A young Hawaiian monk seal that was removed from the wild last year for treatment and rehabilitation is providing researchers at the University of California, Santa Cruz, with a rare opportunity to study the physiology of this critically endangered species.
Ultimately, the information from these studies can be used to help monk seals in the wild, according to Terrie Williams, a professor of ecology and evolutionary biology at UC Santa Cruz, who is overseeing the research in coordination with the NOAA Fisheries Service's Marine Mammal Health and Stranding Response Program, the Marine Mammal Center in Sausalito, and other researchers.
"No one has ever had the opportunity to conduct these kinds of basic physiological studies with a tropical seal," she said. "The monk seal population is in trouble, and we hope that these studies will help us to better understand their habitat requirements."
The seal--named Hō'ailona and also known by its field identification number, KP2--is currently being evaluated at UCSC's Long Marine Laboratory and may need eye surgery to treat cataracts in both eyes. Hō'ailona was abandoned by his mother a few days after his birth in May 2008. Rescued from a beach on the island of Kauai, he was cared for by scientists from the NOAA Fisheries Service and released back to the wild on the island of Molokai in December 2008.
But Hō'ailona did not adapt well to life in the wild. Habituated to humans, he began hanging out at a popular wharf and interacting with people in the water and on the beach. Hō'ailona soon became a celebrity on Molokai, playing with and being fed by people instead of learning how to live as a wild monk seal. As he grew larger, his interactions with people began to pose a risk to his own welfare as well as to public safety.
To address these concerns, NOAA officials removed Hō'ailona from the wild in November 2009 with the intention of relocating him to a remote area in the Hawaiian Islands where there are numerous seals for him to interact with and very few people. During a veterinary evaluation in preparation for his relocation, however, it was discovered that Hō'ailona had a degenerative eye condition that would seriously hamper his ability to care for himself in the wild. Therefore, NOAA officials decided that it was best for Hō'ailona to be kept under expert care and not released back into the wild.
A team of marine mammal scientists and veterinarians from UCSC and elsewhere are currently evaluating Hō'ailona to assess his overall health and determine the appropriate treatment for his eyes. UCSC's Long Marine Laboratory is one of the leading marine mammal research centers in the world and has the facilities to do surgery on a marine mammal if that proves necessary. Such facilities are not available in Hawaii.

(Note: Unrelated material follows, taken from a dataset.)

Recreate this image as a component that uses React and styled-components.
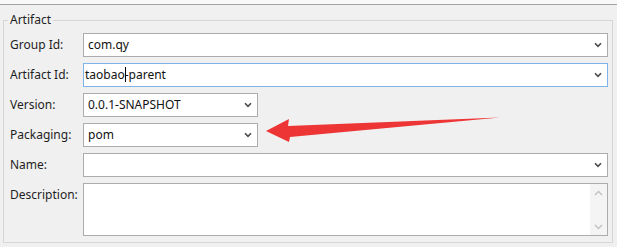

"We've created a little Hawaiian environment here by heating the water and putting a cover over the pool for protection from the wind and the elements," Williams said. "Hō'ailona is doing very well. He was a little thin when he arrived, but he's been rapidly putting on weight and is learning how to participate in our studies."
Williams is particularly interested in conducting basic metabolic studies that will help researchers understand how much energy a monk seal has to expend to find food and thrive in different environments. In the controlled environment at Long Marine Lab, researchers can measure Hō'ailona's oxygen consumption and calculate how much energy he expends per swimming stroke. They can also study his responses to different water temperatures.
This information, when combined with data from electronic tags that record the dives of wild monk seals, will enable researchers to evaluate the suitability of different habitats for wild seals. By counting the number of strokes an animal takes to hunt or dive, researchers can assign an energy "cost" to each of those activities.
"It's a powerful noninvasive tool that we have used to study Antarctic seals. Now we can use it to determine what it costs to be a monk seal living under tropical conditions," Williams said. "The goal is to use this information to guide sound management decisions for the conservation of monk seals based on the best available science."
By studying Hō'ailona's responses to different water temperatures, Williams hopes to learn how sensitive monk seals are to changes in ocean temperature. This is important for understanding how vulnerable the species may be to climate change, she said.
The current population of Hawaiian monk seals is only about 1,100, and their numbers have been declining at a rate of about 4 percent per year. Most of the population is in the Northwestern Hawaiian Islands, while a smaller subpopulation is found in the main Hawaiian Islands.
The long-term plan for Hō'ailona is to return him to Hawaii to be kept at a facility where he can be seen by the public. Currently, Hō'ailona is not on public display at Long Marine Lab, where he is under quarantine to minimize the risk of disease or infection. Plans to return him to Hawaii would be jeopardized if he contracted an illness on the mainland.
In the meantime, this rare Hawaiian monk seal is serving as an important scientific ambassador for his species, Williams said.